I don't think I can come with any smart idea.

Apart storing in one document only the list of events for a given user:

GET /events/_doc/abc123
{
  "name": "Joe Smith",
  "events": [{
    "@timestamp": "2024-04-02",
    "type": "add"
  },{
    "@timestamp": "2024-04-03",
    "type": "update"
  },{
    "@timestamp": "2024-04-04",
    "type": "remove"
  }
  ]
}

And then with some ingest pipeline keep only the last 3 events when a post like the following is happening:

POST /events/_doc/?pipeline=events
{
  "id": "abc123",
  "name": "Joe Smith",
  "event": {
    "@timestamp": "2024-04-05",
    "type": "something"
  }
}

That would index behind the scene:

PUT /events/_doc/abc123
{
  "name": "Joe Smith",
  "events": [{
    "@timestamp": "2024-04-03",
    "type": "update"
  },{
    "@timestamp": "2024-04-04",
    "type": "remove"
  },{
    "@timestamp": "2024-04-05",
    "type": "something"
  }
  ]
}

Would that work for you?

Be careful that updating documents requires a lot of io... So it might not be the ideal thing to do. What is the business case? Why do you want to keep only the last x events? Is that for a technical reason or a business reason?

Hello and thank you again!

Maybe =) but I am not sure I fully understood pipeline example. If it is a single document per user will it be possible to amend events without loading the whole document from Elasticsearch? Does "POST /events/_doc/?pipeline=events" call actually enhance the list for document abc123? What I miss is how it guarantees last 3 restriction. Can you expand the idea a bit more please?

Business case is to have a fast storage for recent user actions for further processing in real time manner per user on demand. We have long term storage but that's about dozens of thousands of actions per user, terabytes of data, it covers years. But you can imagine it is not so fast to query and also it holds data that is not relevant to the case. The goal is to store only last user activities and be able to get it per user in milliseconds.

Are you sure about this?

That looks like a good fit for time based indices. Where you can move the older indices, let say after one month or so on colder nodes...

Have a look at ILM: Manage the index lifecycle | Elasticsearch Guide [8.13] | Elastic

As the "business case" is actually a "technical case", I'd not try to solve a problem that does not really exist... I mean that trying to be fast is not something to solve on the business side but on the technical side.

Dear David,

Yes, we did measure that and depending on dataset it can take from seconds to minutes to get necessary data from long term storage.

Sure, you can say it is a technical case even so from product perspective it is required to stay real time in current data flow processing and based on a current user action + last X actions the system needs to evaluate things and provide particular services based on outcome.

Yes, thank you. I've already looked at ILM. It can help with having documents for recent time range, e.g. last 30 days or last half year. But I miss how it can solve last X actions per user task.

What do you mean? What is the technical hardware involved in your cluster?

I think it is irrelevant to original topic, just note it is not Elasticsearch.
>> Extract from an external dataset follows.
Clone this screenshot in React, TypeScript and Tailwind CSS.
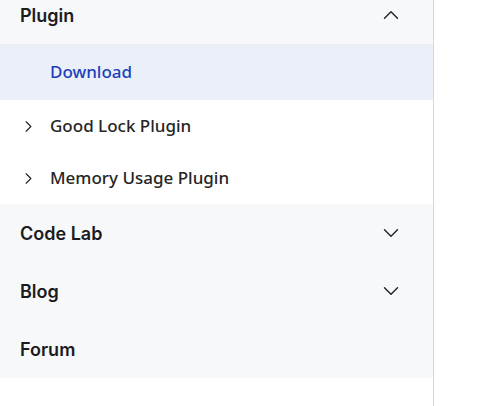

Data is stored separately different way but it is not as fast to query and it contains a lot of extra that is not actual for the task. That's why we consider Elasticsearch as a dedicated storage for fast lookup and to only store relevant things. Maybe your point is to not nail it to last 128 documents per user and keep more, still can be fast in terms of search. We just don't have a need to keep more and that can require more disc space / more hardware / bigger cluster without a need.

So there's no automatic way in Elasticsearch to do this.
You will probably have to fetch the latest data for a given user, then get the _id of the oldest document and then delete it by id.

So:

POST index/_doc
GET /index/_search
DELETE /index/_doc/xyz

I see, thank you. I appreciate your help.